Set task
Give the listing again character for character, but drop the images.
───── Dataset section
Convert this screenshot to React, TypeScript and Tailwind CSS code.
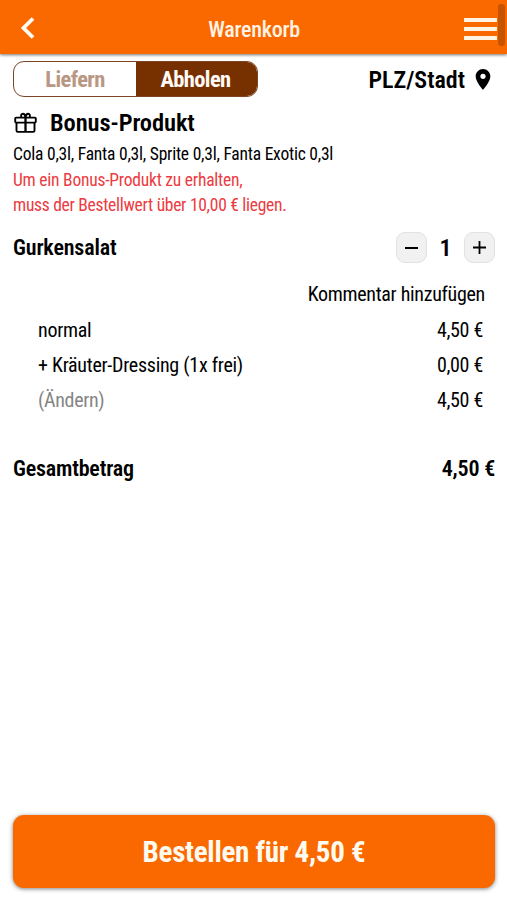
import { useState } from "react";

const toppings = [
    { label: "normal", price: "4,50 €" },
    { label: "+ Kräuter-Dressing (1x frei)", price: "0,00 €" },
];

function Header() {
    return (
        <header className="relative flex h-[54px] shrink-0 items-center justify-between bg-[#fa6900] shadow-[0_1px_3px_rgba(0,0,0,0.55)]">
            <button className="ml-[20px] mt-[2px] cursor-pointer" aria-label="Zurück">
                <svg width="16" height="24" viewBox="0 0 16 24" fill="none" stroke="#fffaf2" strokeWidth="3.8">
                    <path d="M13 2.5 3.5 12 13 21.5" />
                </svg>
            </button>
            <h1 className="ml-[8px] mt-[4px] text-[22px] font-medium tracking-[-0.25px] text-[#fff3e4]">Warenkorb</h1>
            <button className="mr-[10px] mt-[3px] flex w-[33px] cursor-pointer flex-col gap-[5px]" aria-label="Menü">
                <span className="h-1 bg-[#fff3e4]" />
                <span className="h-1 bg-[#fff3e4]" />
                <span className="h-1 bg-[#fff3e4]" />
            </button>
            {/* Scrollbar thumb */}
            <span className="absolute right-[2px] top-[4px] h-[42px] w-[7px] rounded-[3px] bg-[#c75400]" />
        </header>
    );
}

export default function App() {
    const [count, setCount] = useState(1);

    return (
        <div className="flex h-[900px] w-[507px] flex-col overflow-hidden bg-white font-['Roboto_Condensed','Roboto',sans-serif] text-black [font-stretch:75%]">
            <Header />
            <main className="flex grow flex-col pl-[13px] pr-[12px]">
                <div className="mt-[7px] flex h-[36px] items-center justify-between">
                    <div className="flex h-full w-[245px] overflow-hidden rounded-[11px] border border-[#7d4526] text-[22.5px] font-bold leading-[34px] tracking-[-0.6px]">
                        <button className="w-[122px] cursor-pointer text-[#b99783]">Liefern</button>
                        <button className="grow cursor-pointer bg-[#773000] pr-[2px] text-[#fffaf5]">Abholen</button>
                    </div>
                    <div className="flex items-center gap-[10px] pr-[4px] pt-[2px] text-[24px] font-semibold">
                        PLZ/Stadt
                        <svg className="-mt-[2px]" width="16" height="21" viewBox="5 2 14 20" fill="currentColor">
                            <path d="M12 2C8.13 2 5 5.13 5 9c0 5.25 7 13 7 13s7-7.75 7-13c0-3.87-3.13-7-7-7zm0 9.5a2.5 2.5 0 0 1 0-5 2.5 2.5 0 0 1 0 5z" />
                        </svg>
                    </div>
                </div>

                <section className="mt-[9px]">
                    <h2 className="flex h-[34px] items-center text-[24.5px] font-semibold tracking-[-0.1px]">
                        <svg className="mr-[13px]" width="24" height="24" viewBox="0 0 24 24" fill="none" stroke="currentColor" strokeWidth="1.9">
                            <rect x="2.2" y="6.6" width="20.6" height="5" rx="1" />
                            <path d="M3.5 11.6v8q0 1.3 1.3 1.3h15.4q1.3 0 1.3-1.3v-8" />
                            <path d="M12.5 6.6v14.3" strokeWidth="2.3" />
                            <path d="M12.3 6.6C12.3 4 11.3 2.7 9.8 2.7S7.5 4.5 8.5 6.6M12.7 6.6C12.7 4 13.7 2.7 15.2 2.7s2.3 1.8 1.3 3.9" />
                        </svg>
                        Bonus-Produkt
                    </h2>
                    <div className="mt-[2px] text-[17.5px] leading-[25.6px] tracking-[-0.23px]">
                        <p>Cola 0,3l, Fanta 0,3l, Sprite 0,3l, Fanta Exotic 0,3l</p>
                        <p className="text-[#ec3b41]">
                            Um ein Bonus-Produkt zu erhalten,
                            <br />
                            <span className="tracking-[-0.28px]">muss der Bestellwert über 10,00 € liegen.</span>
                        </p>
                    </div>
                </section>

                <section className="mt-[12px] text-[20px] tracking-[-0.32px]">
                    <div className="flex h-[34px] items-center justify-between text-[22px] font-semibold tracking-[-0.15px]">
                        <h3>Gurkensalat</h3>
                        <div className="flex items-center">
                            <button
                                onClick={() => setCount(Math.max(1, count - 1))}
                                className="flex size-[31px] cursor-pointer items-center justify-center rounded-[9px] border border-[#e2e2e2] bg-[#f1f1f1]"
                                aria-label="Weniger"
                            >
                                <span className="h-[2px] w-[13px] bg-black" />
                            </button>
                            <span className="w-[37px] pt-[1px] text-center text-[24px]">{count}</span>
                            <button
                                onClick={() => setCount(count + 1)}
                                className="flex size-[31px] cursor-pointer items-center justify-center rounded-[9px] border border-[#e2e2e2] bg-[#f1f1f1]"
                                aria-label="Mehr"
                            >
                                <svg width="13" height="13" viewBox="0 0 13 13" stroke="black" strokeWidth="1.8">
                                    <path d="M6.5 0v13M0 6.5h13" />
                                </svg>
                            </button>
                        </div>
                    </div>
                    <div className="mt-[12px] flex h-[35px] items-center justify-end pr-[10px] tracking-[-0.3px]">
                        Kommentar hinzufügen
                    </div>
                    {toppings.map((t) => (
                        <div key={t.label} className="flex h-[35.5px] items-center justify-between pl-[25px] pr-[12px]">
                            <span className="tracking-[-0.27px]">{t.label}</span>
                            <span>{t.price}</span>
                        </div>
                    ))}
                    <div className="flex h-[35px] items-center justify-between pl-[25px] pr-[12px]">
                        <span className="text-[#858585]">(Ändern)</span>
                        <span>4,50 €</span>
                    </div>
                </section>

                <div className="mt-[33px] flex h-[36px] items-center justify-between text-[22px] font-semibold tracking-[-0.2px]">
                    <span>Gesamtbetrag</span>
                    <span>4,50 €</span>
                </div>

                <button className="mb-[12px] mt-auto h-[73px] w-full cursor-pointer rounded-[11px] bg-[#fa6900] pt-[3px] text-[29px] font-bold tracking-[-0.25px] text-[#fffaf0] shadow-[0_1px_4px_rgba(0,0,0,0.5)]">
                    Bestellen für 4,50 €
                </button>
            </main>
        </div>
    );
}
──────────
Task solution
Convert this screenshot to React, TypeScript and Tailwind CSS code.
import { useState } from "react";

const toppings = [
    { label: "normal", price: "4,50 €" },
    { label: "+ Kräuter-Dressing (1x frei)", price: "0,00 €" },
];

function Header() {
    return (
        <header className="relative flex h-[54px] shrink-0 items-center justify-between bg-[#fa6900] shadow-[0_1px_3px_rgba(0,0,0,0.55)]">
            <button className="ml-[20px] mt-[2px] cursor-pointer" aria-label="Zurück">
                <svg width="16" height="24" viewBox="0 0 16 24" fill="none" stroke="#fffaf2" strokeWidth="3.8">
                    <path d="M13 2.5 3.5 12 13 21.5" />
                </svg>
            </button>
            <h1 className="ml-[8px] mt-[4px] text-[22px] font-medium tracking-[-0.25px] text-[#fff3e4]">Warenkorb</h1>
            <button className="mr-[10px] mt-[3px] flex w-[33px] cursor-pointer flex-col gap-[5px]" aria-label="Menü">
                <span className="h-1 bg-[#fff3e4]" />
                <span className="h-1 bg-[#fff3e4]" />
                <span className="h-1 bg-[#fff3e4]" />
            </button>
            {/* Scrollbar thumb */}
            <span className="absolute right-[2px] top-[4px] h-[42px] w-[7px] rounded-[3px] bg-[#c75400]" />
        </header>
    );
}

export default function App() {
    const [count, setCount] = useState(1);

    return (
        <div className="flex h-[900px] w-[507px] flex-col overflow-hidden bg-white font-['Roboto_Condensed','Roboto',sans-serif] text-black [font-stretch:75%]">
            <Header />
            <main className="flex grow flex-col pl-[13px] pr-[12px]">
                <div className="mt-[7px] flex h-[36px] items-center justify-between">
                    <div className="flex h-full w-[245px] overflow-hidden rounded-[11px] border border-[#7d4526] text-[22.5px] font-bold leading-[34px] tracking-[-0.6px]">
                        <button className="w-[122px] cursor-pointer text-[#b99783]">Liefern</button>
                        <button className="grow cursor-pointer bg-[#773000] pr-[2px] text-[#fffaf5]">Abholen</button>
                    </div>
                    <div className="flex items-center gap-[10px] pr-[4px] pt-[2px] text-[24px] font-semibold">
                        PLZ/Stadt
                        <svg className="-mt-[2px]" width="16" height="21" viewBox="5 2 14 20" fill="currentColor">
                            <path d="M12 2C8.13 2 5 5.13 5 9c0 5.25 7 13 7 13s7-7.75 7-13c0-3.87-3.13-7-7-7zm0 9.5a2.5 2.5 0 0 1 0-5 2.5 2.5 0 0 1 0 5z" />
                        </svg>
                    </div>
                </div>

                <section className="mt-[9px]">
                    <h2 className="flex h-[34px] items-center text-[24.5px] font-semibold tracking-[-0.1px]">
                        <svg className="mr-[13px]" width="24" height="24" viewBox="0 0 24 24" fill="none" stroke="currentColor" strokeWidth="1.9">
                            <rect x="2.2" y="6.6" width="20.6" height="5" rx="1" />
                            <path d="M3.5 11.6v8q0 1.3 1.3 1.3h15.4q1.3 0 1.3-1.3v-8" />
                            <path d="M12.5 6.6v14.3" strokeWidth="2.3" />
                            <path d="M12.3 6.6C12.3 4 11.3 2.7 9.8 2.7S7.5 4.5 8.5 6.6M12.7 6.6C12.7 4 13.7 2.7 15.2 2.7s2.3 1.8 1.3 3.9" />
                        </svg>
                        Bonus-Produkt
                    </h2>
                    <div className="mt-[2px] text-[17.5px] leading-[25.6px] tracking-[-0.23px]">
                        <p>Cola 0,3l, Fanta 0,3l, Sprite 0,3l, Fanta Exotic 0,3l</p>
                        <p className="text-[#ec3b41]">
                            Um ein Bonus-Produkt zu erhalten,
                            <br />
                            <span className="tracking-[-0.28px]">muss der Bestellwert über 10,00 € liegen.</span>
                        </p>
                    </div>
                </section>

                <section className="mt-[12px] text-[20px] tracking-[-0.32px]">
                    <div className="flex h-[34px] items-center justify-between text-[22px] font-semibold tracking-[-0.15px]">
                        <h3>Gurkensalat</h3>
                        <div className="flex items-center">
                            <button
                                onClick={() => setCount(Math.max(1, count - 1))}
                                className="flex size-[31px] cursor-pointer items-center justify-center rounded-[9px] border border-[#e2e2e2] bg-[#f1f1f1]"
                                aria-label="Weniger"
                            >
                                <span className="h-[2px] w-[13px] bg-black" />
                            </button>
                            <span className="w-[37px] pt-[1px] text-center text-[24px]">{count}</span>
                            <button
                                onClick={() => setCount(count + 1)}
                                className="flex size-[31px] cursor-pointer items-center justify-center rounded-[9px] border border-[#e2e2e2] bg-[#f1f1f1]"
                                aria-label="Mehr"
                            >
                                <svg width="13" height="13" viewBox="0 0 13 13" stroke="black" strokeWidth="1.8">
                                    <path d="M6.5 0v13M0 6.5h13" />
                                </svg>
                            </button>
                        </div>
                    </div>
                    <div className="mt-[12px] flex h-[35px] items-center justify-end pr-[10px] tracking-[-0.3px]">
                        Kommentar hinzufügen
                    </div>
                    {toppings.map((t) => (
                        <div key={t.label} className="flex h-[35.5px] items-center justify-between pl-[25px] pr-[12px]">
                            <span className="tracking-[-0.27px]">{t.label}</span>
                            <span>{t.price}</span>
                        </div>
                    ))}
                    <div className="flex h-[35px] items-center justify-between pl-[25px] pr-[12px]">
                        <span className="text-[#858585]">(Ändern)</span>
                        <span>4,50 €</span>
                    </div>
                </section>

                <div className="mt-[33px] flex h-[36px] items-center justify-between text-[22px] font-semibold tracking-[-0.2px]">
                    <span>Gesamtbetrag</span>
                    <span>4,50 €</span>
                </div>

                <button className="mb-[12px] mt-auto h-[73px] w-full cursor-pointer rounded-[11px] bg-[#fa6900] pt-[3px] text-[29px] font-bold tracking-[-0.25px] text-[#fffaf0] shadow-[0_1px_4px_rgba(0,0,0,0.5)]">
                    Bestellen für 4,50 €
                </button>
            </main>
        </div>
    );
}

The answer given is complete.